MILWAUKEE (AP) _ The senior test pilot for the manufacturer of the Midwest Express Airlines DC-9 that crashed on takeoff last fall told a federal investigative panel Wednesday there might have been a breakdown of communications in the cockpit.

He was stopped abruptly, however, by James E. Burnett, chairman of the National Transportation Safety Board, who said the witness was engaging in speculation.

Investigation has shown that the right engine of the plane failed just after takeoff the afternoon of Sept. 6 from Milwaukee's Mitchell Field and the left engine lost power. The plane went down in a woods just south of the airport and explosed and burned, killing all 31 aboard.

Rudy Canto of Long Beach, Calif., senior pilot for flight standards for Douglas Aircraft Co., was asked what his response would be in a similar takeoff situation if he were the flight officer and the captain said, ''What have we got here?'' during an obvious engine failure.

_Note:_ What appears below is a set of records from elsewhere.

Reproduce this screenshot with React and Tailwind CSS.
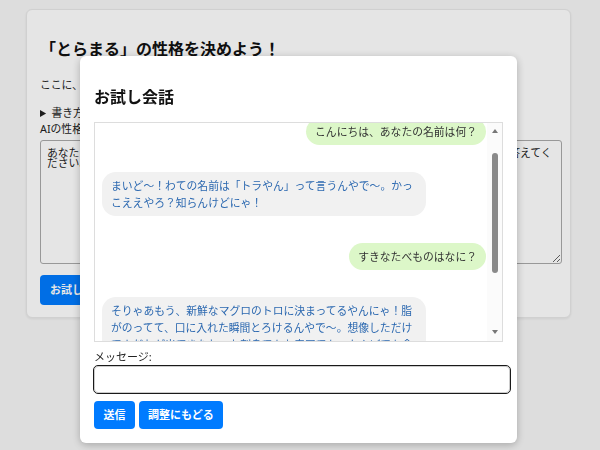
import { useEffect, useRef } from 'react';

const messages = [
    { role: 'user', text: 'こんにちは、あなたの名前は何？' },
    { role: 'bot', text: 'まいど〜！わての名前は「トラやん」って言うんやで〜。かっこええやろ？知らんけどにゃ！' },
    { role: 'user', text: 'すきなたべものはなに？' },
    { role: 'bot', text: 'そりゃあもう、新鮮なマグロのトロに決まってるやんにゃ！脂がのってて、口に入れた瞬間とろけるんやで〜。想像しただけでよだれが出てきたわ。お刺身でもお寿司でも、なんぼでも食べたいにゃ〜！' },
];

const Bubble = ({ role, text }) => {
    const isUser = role === 'user';
    return (
        <div className={isUser ? 'flex justify-end' : 'flex justify-start'}>
            <div
                className={
                    isUser
                        ? 'max-w-[324px] rounded-[14px] bg-[#dcf7c8] px-[9px] py-[5px] text-[10.8px] leading-[17px] text-[#333]'
                        : 'max-w-[324px] rounded-[14px] bg-[#f1f1f1] px-[9px] py-[5px] text-[10.8px] leading-[17px] text-[#2b68b0]'
                }
            >
                {text}
            </div>
        </div>
    );
};

// drawn scrollbar, the headless browser hides the native one
const FakeScrollbar = () => (
    <div className="pointer-events-none absolute top-0 right-0 bottom-0 flex w-[15px] flex-col items-center bg-[#fbfbfb]">
        <div className="mt-[6px] h-0 w-0 border-x-[3.5px] border-b-[4px] border-x-transparent border-b-[#777]" />
        <div className="mt-[20px] h-[120px] w-[6px] rounded-full bg-[#8a8a8a]" />
        <div className="flex-1" />
        <div className="mb-[7px] h-0 w-0 border-x-[3.5px] border-t-[4px] border-x-transparent border-t-[#777]" />
    </div>
);

const ChatModal = () => {
    const logRef = useRef(null);

    useEffect(() => {
        // keep the log scrolled like the screenshot
        if (logRef.current) logRef.current.scrollTop = 27;
    }, []);

    return (
        <div className="fixed inset-0 bg-black/10">
            <div className="absolute left-[80px] top-[56px] flex h-[387px] w-[437px] flex-col rounded-[6px] bg-white px-[14px] shadow-[0_2px_8px_rgba(0,0,0,0.25)]">
                <h2 className="mt-[29px] mb-[13px] text-[16px] leading-[24px] font-bold text-[#111]">お試し会話</h2>
                <div className="relative h-[220px] w-[409px] border border-[#ddd]">
                    <div
                        ref={logRef}
                        className="h-full overflow-y-scroll pl-[7px] pr-[16px] [scrollbar-width:none]"
                    >
                        <div className="flex flex-col gap-[27px] pt-[22px] pb-[60px]">
                            {messages.map((m, i) => (
                                <Bubble key={i} role={m.role} text={m.text} />
                            ))}
                        </div>
                    </div>
                    <FakeScrollbar />
                </div>
                <label htmlFor="msg" className="mt-[7px] text-[11px] leading-[16px] text-[#222]">メッセージ:</label>
                <input
                    id="msg"
                    type="text"
                    autoFocus
                    className="mt-[1px] h-[27px] w-[416px] rounded-[4px] border border-[#ccc] px-[7px] text-[11px] outline-[1.5px] outline-[#1a1a1a] focus:outline-solid"
                />
                <div className="mt-[8px] flex gap-[4px]">
                    <button className="h-[28px] min-w-[41px] rounded-[4px] bg-[#007bff] px-[9px] text-[11px] font-bold text-white">送信</button>
                    <button className="h-[28px] rounded-[4px] bg-[#007bff] px-[9px] text-[11px] font-bold text-white">調整にもどる</button>
                </div>
            </div>
        </div>
    );
};

const App = () => {
    return (
        <div className="relative min-h-screen bg-[#f7f7f7] pt-[9px] font-['Noto_Sans','Noto_Sans_CJK_JP',sans-serif]">
            <div className="ml-[26px] h-[309px] w-[545px] rounded-[6px] border border-[#e8e8e8] bg-white px-[13px] shadow-[0_1px_3px_rgba(0,0,0,0.08)]">
                <h1 className="mt-[27px] text-[16px] leading-[24px] font-bold text-[#111]">「とらまる」の性格を決めよう！</h1>
                <p className="mt-[16px] text-[10.8px] leading-[16px] text-[#222]">ここに、とらまるの性格や話し方を書いてください。</p>
                <details className="mt-[12px] text-[10.8px] leading-[16px] text-[#222]">
                    <summary>書き方のヒント</summary>
                </details>
                <label className="block text-[10.8px] leading-[16px] text-[#222]">AIの性格（プロンプト）:</label>
                <textarea
                    className="mt-[3px] h-[124px] w-[522px] resize-y rounded-[3px] border border-[#aaa] px-[6px] py-[7px] text-[10.8px] leading-[10px] text-[#222]"
                    defaultValue="あなたは大阪に住んでいる猫キャラクター「とらまる」です。関西弁で語尾に「にゃ」をつけて答えてください。"
                />
                <button className="mt-[5px] h-[30px] rounded-[4px] bg-[#007bff] px-[10px] text-[11px] font-bold text-white">お試し会話</button>
            </div>
            <ChatModal />
        </div>
    );
};

export default App;
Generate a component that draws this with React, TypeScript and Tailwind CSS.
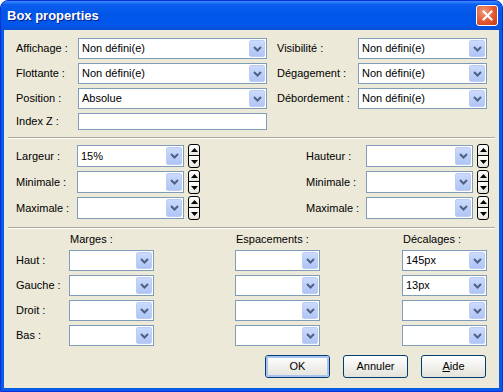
const font = "font-['Liberation_Sans',Arial,sans-serif]";

function Chevron() {
  return (
    <svg width="9" height="6" viewBox="0 0 9 6">
      <path d="M1 1l3.5 3.5L8 1" fill="none" stroke="#4d6185" strokeWidth="2" />
    </svg>
  );
}

function Combo({ value = "", w }: { value?: string; w: string }) {
  return (
    <div className={`flex h-full items-center border border-[#7f9db9] bg-white p-[1px] ${w}`}>
      <span className="flex-1 truncate pl-[2px] leading-none">{value}</span>
      <div className="flex h-full w-[16px] items-center justify-center rounded-[2px] border border-[#bccdf4] bg-gradient-to-b from-[#cbdafc] to-[#b0c5f6]">
        <Chevron />
      </div>
    </div>
  );
}

function Spin() {
  return (
    <div className="flex h-[24px] w-[12px] flex-col">
      <div className="flex h-[12px] items-center justify-center rounded-t-[3px] border border-black bg-gradient-to-b from-white to-[#e6e4dc]">
        <svg width="7" height="4" viewBox="0 0 7 4">
          <path d="M0 4h7L3.5 0z" fill="black" />
        </svg>
      </div>
      <div className="-mt-[1px] flex h-[13px] items-center justify-center rounded-b-[3px] border border-black bg-gradient-to-b from-white to-[#e6e4dc]">
        <svg width="7" height="4" viewBox="0 0 7 4">
          <path d="M0 0h7L3.5 4z" fill="black" />
        </svg>
      </div>
    </div>
  );
}

function SizeRow({ label, value, lw }: { label: string; value?: string; lw: string }) {
  return (
    <div className="flex h-[22px] items-center">
      <span className={lw}>{label}</span>
      <Combo value={value} w="w-[107px]" />
      <div className="ml-[4px] self-center">
        <Spin />
      </div>
    </div>
  );
}

function Separator() {
  return <div className="mx-[4px] h-[2px] border-t border-b border-t-[#aca899] border-b-white" />;
}

function XpButton({ children, primary }: { children: React.ReactNode; primary?: boolean }) {
  return (
    <div className="h-[23px] w-[65px] rounded-[3px] border border-[#003c74] bg-gradient-to-b from-white to-[#e3e2da]">
      <div
        className={`flex h-full w-full items-center justify-center rounded-[2px] ${
          primary ? "border-2 border-[#a9c2f1]" : ""
        }`}
      >
        {children}
      </div>
    </div>
  );
}

export default function App() {
  const offsets = [
    { label: "Haut :", d: "145px" },
    { label: "Gauche :", d: "13px" },
    { label: "Droit :", d: "" },
    { label: "Bas :", d: "" },
  ];

  return (
    <div className={`flex h-[392px] w-[503px] flex-col overflow-hidden rounded-t-[8px] border border-[#0831d9] bg-[#0a5ae8] ${font}`}>
      {/* Title bar */}
      <div className="flex h-[29px] shrink-0 items-center justify-between bg-[linear-gradient(to_bottom,#3c8ffa_0%,#0b5ef0_12%,#0056e6_45%,#0057ec_80%,#0a4fd6_100%)] pl-[6px] pr-[4px]">
        <span className="text-[13px] font-bold text-white [text-shadow:1px_1px_0_#0a1e8a]">Box properties</span>
        <div className="flex h-[21px] w-[22px] items-center justify-center rounded-[3px] border border-white bg-[radial-gradient(circle_at_35%_30%,#f29a7a_0%,#e2572f_55%,#c23a15_100%)]">
          <svg width="11" height="11" viewBox="0 0 11 11">
            <path d="M1.5 1.5l8 8M9.5 1.5l-8 8" stroke="white" strokeWidth="2.2" strokeLinecap="round" />
          </svg>
        </div>
      </div>

      {/* Body */}
      <div className="mx-[3px] mb-[3px] flex flex-1 flex-col bg-[#ece9d8] text-[11px] text-black">
        {/* Section 1 */}
        <div className="flex pl-[12px] pt-[8px]">
          <div className="grid grid-cols-[62px_189px] grid-rows-[21px_21px_21px_17px] items-center gap-y-[4px]">
            <span>Affichage :</span>
            <Combo value="Non défini(e)" w="w-[189px]" />
            <span>Flottante :</span>
            <Combo value="Non défini(e)" w="w-[189px]" />
            <span>Position :</span>
            <Combo value="Absolue" w="w-[189px]" />
            <span>Index Z :</span>
            <div className="h-full w-[189px] border border-[#7f9db9] bg-white" />
          </div>
          <div className="ml-[10px] grid grid-cols-[81px_129px] grid-rows-[21px_21px_21px] items-center gap-y-[4px]">
            <span>Visibilité :</span>
            <Combo value="Non défini(e)" w="w-[129px]" />
            <span>Dégagement :</span>
            <Combo value="Non défini(e)" w="w-[129px]" />
            <span>Débordement :</span>
            <Combo value="Non défini(e)" w="w-[129px]" />
          </div>
        </div>

        <div className="mt-[7px]">
          <Separator />
        </div>

        {/* Section 2 */}
        <div className="mt-[6px] flex pl-[12px]">
          <div className="flex flex-col gap-[4px]">
            <SizeRow label="Largeur :" value="15%" lw="w-[61px]" />
            <SizeRow label="Minimale :" lw="w-[61px]" />
            <SizeRow label="Maximale :" lw="w-[61px]" />
          </div>
          <div className="ml-[106px] flex flex-col gap-[4px]">
            <SizeRow label="Hauteur :" lw="w-[60px]" />
            <SizeRow label="Minimale :" lw="w-[60px]" />
            <SizeRow label="Maximale :" lw="w-[60px]" />
          </div>
        </div>

        <div className="mt-[8px]">
          <Separator />
        </div>

        {/* Section 3 */}
        <div className="mt-[4px] grid grid-cols-[53px_85px_81px_85px_82px_85px] grid-rows-[13px] auto-rows-[21px] items-center gap-y-[4px] pl-[12px]">
          <span />
          <span className="pl-[1px]">Marges :</span>
          <span />
          <span className="pl-[1px]">Espacements :</span>
          <span />
          <span className="pl-[1px]">Décalages :</span>
          {offsets.map((o, i) => (
            <div key={o.label} className={`contents ${i === 0 ? "" : ""}`}>
              <span>{o.label}</span>
              <Combo w="w-[85px]" />
              <span />
              <Combo w="w-[85px]" />
              <span />
              <Combo value={o.d} w="w-[85px]" />
            </div>
          ))}
        </div>

        {/* Buttons */}
        <div className="mt-[9px] flex justify-end gap-[13px] pr-[13px]">
          <XpButton primary>OK</XpButton>
          <XpButton>Annuler</XpButton>
          <XpButton>
            <span>
              <span className="underline">A</span>ide
            </span>
          </XpButton>
        </div>
      </div>
    </div>
  );
}
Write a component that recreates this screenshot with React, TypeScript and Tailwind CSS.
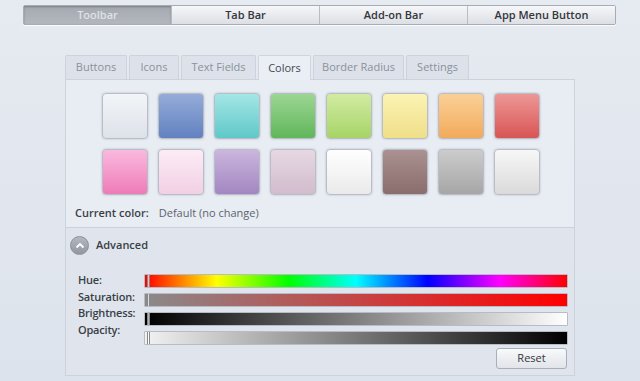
const font = { fontFamily: '"Open Sans", "Noto Sans", sans-serif' }

const segments = ["Toolbar", "Tab Bar", "Add-on Bar", "App Menu Button"]

const tabs: [string, string][] = [
  ["Buttons", "w-[62px]"],
  ["Icons", "w-[50px]"],
  ["Text Fields", "w-[75px]"],
  ["Colors", "w-[53px]"],
  ["Border Radius", "w-[91px]"],
  ["Settings", "w-[63px]"],
]

const swatches = [
  "from-[#f3f5f8] to-[#dde2e9]",
  "from-[#95acd9] to-[#6281c0]",
  "from-[#a3e6e6] to-[#5ec8c8]",
  "from-[#9cd693] to-[#5fb65a]",
  "from-[#d2eba2] to-[#a6d466]",
  "from-[#fcf3b4] to-[#efdf88]",
  "from-[#fad096] to-[#f2aa5a]",
  "from-[#ec9696] to-[#d85454]",
  "from-[#f9b9de] to-[#ee7ab8]",
  "from-[#fcebf5] to-[#f2d0e5]",
  "from-[#cbb6dd] to-[#a386c1]",
  "from-[#e7d8e3] to-[#d1bccd]",
  "from-[#ffffff] to-[#eaeaea]",
  "from-[#ab9191] to-[#8a6d6d]",
  "from-[#cccccc] to-[#a6a6a6]",
  "from-[#f7f7f7] to-[#dadada]",
]

const sliders = [
  "bg-[linear-gradient(to_right,#ff0000,#ffff00_17%,#00ff00_34%,#00ffff_50%,#0000ff_67%,#ff00ff_84%,#ff0000)]",
  "bg-[linear-gradient(to_right,#8a8a8a,#ff0000)]",
  "bg-[linear-gradient(to_right,#000000,#ffffff)]",
  "bg-[linear-gradient(to_right,#f2f2f2,#000000)]",
]

const labels = ["Hue:", "Saturation:", "Brightness:", "Opacity:"]

function Swatch({ cls }: { cls: string }) {
  return (
    <div className={`w-[46px] h-[46px] rounded-[4px] border border-[#b9bec6] shadow-[0_0_2px_rgba(120,130,150,0.5)] bg-gradient-to-b ${cls}`}></div>
  )
}

export default function App() {
  return (
    <div style={font} className="w-[640px] h-[381px] overflow-hidden bg-gradient-to-b from-[#e6eaf1] to-[#dde3ec] flex flex-col">
      <div className="ml-[23px] mt-[5px] w-[593px] h-[20px] flex border border-[#a7acb4] rounded-[2px] shadow-[0_1px_1px_rgba(255,255,255,0.9)]">
        {segments.map((s, i) => (
          <div
            key={s}
            className={`flex-1 flex items-center justify-center text-[11px] font-semibold ${i > 0 ? "border-l border-[#b8bcc3]" : ""} ${
              i === 0
                ? "bg-gradient-to-b from-[#a4a8b0] to-[#b3b7be] text-[#dfe2e6] shadow-[inset_0_1px_2px_rgba(0,0,0,0.25)]"
                : "bg-gradient-to-b from-[#f6f7f9] to-[#dcdfe4] text-[#33363b]"
            }`}
          >
            {s}
          </div>
        ))}
      </div>

      <div className="ml-[65px] mt-[29px] flex gap-[2px] h-[25px] items-end">
        {tabs.map(([t, w]) => (
          <div
            key={t}
            className={`${w} flex items-center justify-center text-[11px] border border-b-0 rounded-t-[2px] ${
              t === "Colors"
                ? "h-[25px] bg-[#eaeef5] border-[#cfd5de] text-[#444a52] relative top-[1px] z-10"
                : "h-[24px] bg-[#dde2ea] border-[#cdd3dc] text-[#8a919b]"
            }`}
          >
            {t}
          </div>
        ))}
      </div>

      <div className="ml-[65px] w-[510px] h-[297px] border border-[#cdd3dc] shadow-[inset_0_0_0_1px_rgba(255,255,255,0.8)] flex flex-col">
        <div className="h-[148px] bg-[#e8ecf3] border-b border-[#ccd2db] flex flex-col">
          <div className="ml-[36px] mt-[13px] grid grid-cols-8 gap-x-[10px] gap-y-[10px] w-[438px]">
            {swatches.map((c, i) => (
              <Swatch key={i} cls={c} />
            ))}
          </div>
          <div className="ml-[9px] mt-[11px] flex text-[11px] leading-[14px]">
            <span className="font-semibold text-[#3a3f46]">Current color:</span>
            <span className="ml-[10px] text-[#5d636c]">Default (no change)</span>
          </div>
        </div>

        <div className="flex-1 bg-[#e0e5ed] flex flex-col">
          <div className="ml-[4px] mt-[8px] flex items-center gap-[7px]">
            <div className="w-[19px] h-[19px] rounded-full bg-gradient-to-b from-[#b4b8bf] to-[#9297a0] border border-[#8a8f98] flex items-center justify-center">
              <svg width="10" height="7" viewBox="0 0 10 7">
                <path d="M1.5 5.5 L5 2 L8.5 5.5" fill="none" stroke="#ffffff" strokeWidth="1.8" />
              </svg>
            </div>
            <span className="text-[11px] font-semibold text-[#3a3f46]">Advanced</span>
          </div>

          <div className="mt-[19px] flex">
            <div className="w-[78px] pl-[12px] flex flex-col text-[11px] leading-[16.6px] font-semibold text-[#3a3f46] tracking-[-0.2px] -mt-[2px]">
              {labels.map((l) => (
                <span key={l}>{l}</span>
              ))}
            </div>
            <div className="flex flex-col gap-[5px]">
              {sliders.map((bg, i) => (
                <div key={i} className={`relative w-[424px] h-[14px] border border-[#b6bcc5] rounded-[1px] ${bg}`}>
                  <div className="absolute left-[2px] top-0 w-[3px] h-full bg-[rgba(255,255,255,0.7)] border-x border-[#888]"></div>
                </div>
              ))}
            </div>
          </div>

          <div className="mt-[3px] ml-[430px] w-[71px] h-[21px] rounded-[3px] border border-[#a9afb8] bg-gradient-to-b from-[#f8f9fa] to-[#e1e4e9] flex items-center justify-center text-[11px] text-[#33373d]">
            Reset
          </div>
        </div>
      </div>
    </div>
  )
}
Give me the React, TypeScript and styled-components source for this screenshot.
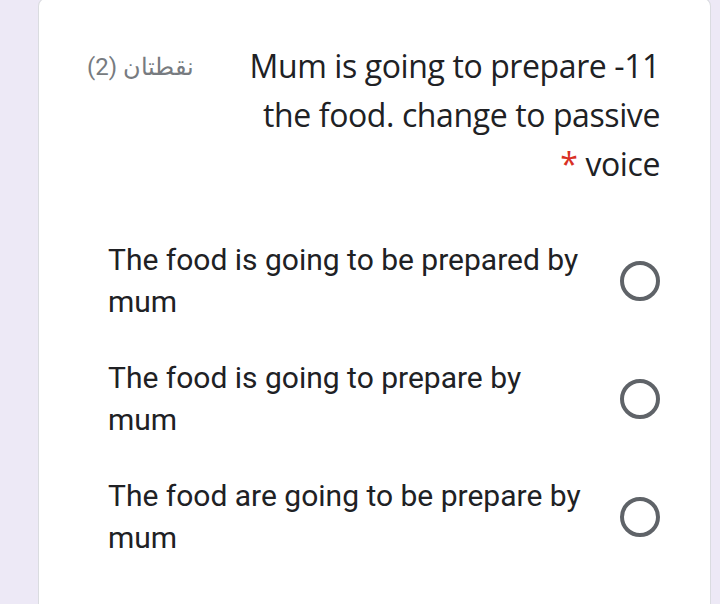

''The pilot not flying should have responded, 'Engine failure,''' Canto replied. ''There was an obvious breakdown of communications. The fact the question had to be asked twice...''

Burnett then stopped the comment.

Investigation has shown that the captain of Flight 105 asked the co-pilot, ''What do we got here, Bill?'' and the first officer responded to the tower, ''Midex 105, Roger, we've got an emergency here.'' He did not respond to the captain and there was no further communication from the plane.

Danny Martin, 31, was the pilot and William Weiss, 37, the co-pilot.

The plane gained an altitude of only about 300 feet before rolling into a right steep bank and plunging nose first into the woods about one-half from the airport. The flight had originated in Madison and was headed for Atlanta, with one stop in Milwaukee.

Midwest Express Airlines, based in Appleton, is owned by Kimberly-Clark Corp., the paper products manufacturer.

Board members Wednesday spent time questioning Canto about rudder control. Asked if he had ever experienced uncontrolled rudder deflection in a DC-9, he said, ''No. I did not, and I have never heard of one.''

He said there was nothing in Douglas training manuals on the subject.

''If we thought it was a problem, we would have incorporated it,'' he said.

George Buddy, a Federal Aviation Administration pilot who certifies DC-9 pilots, disagreed with earlier testimony from Midwest Express Airlines' chief pilot that there is a critical time during takeoff when the first officer should remain silent even during engine failure because there is nothing at this point that could be done to make the plane fly any better.

''A crew member should call out a loss of engine, at any time,'' Buddy said.

''If there are procedures that need to be made or accomplished, there should be some callouts,'' he said.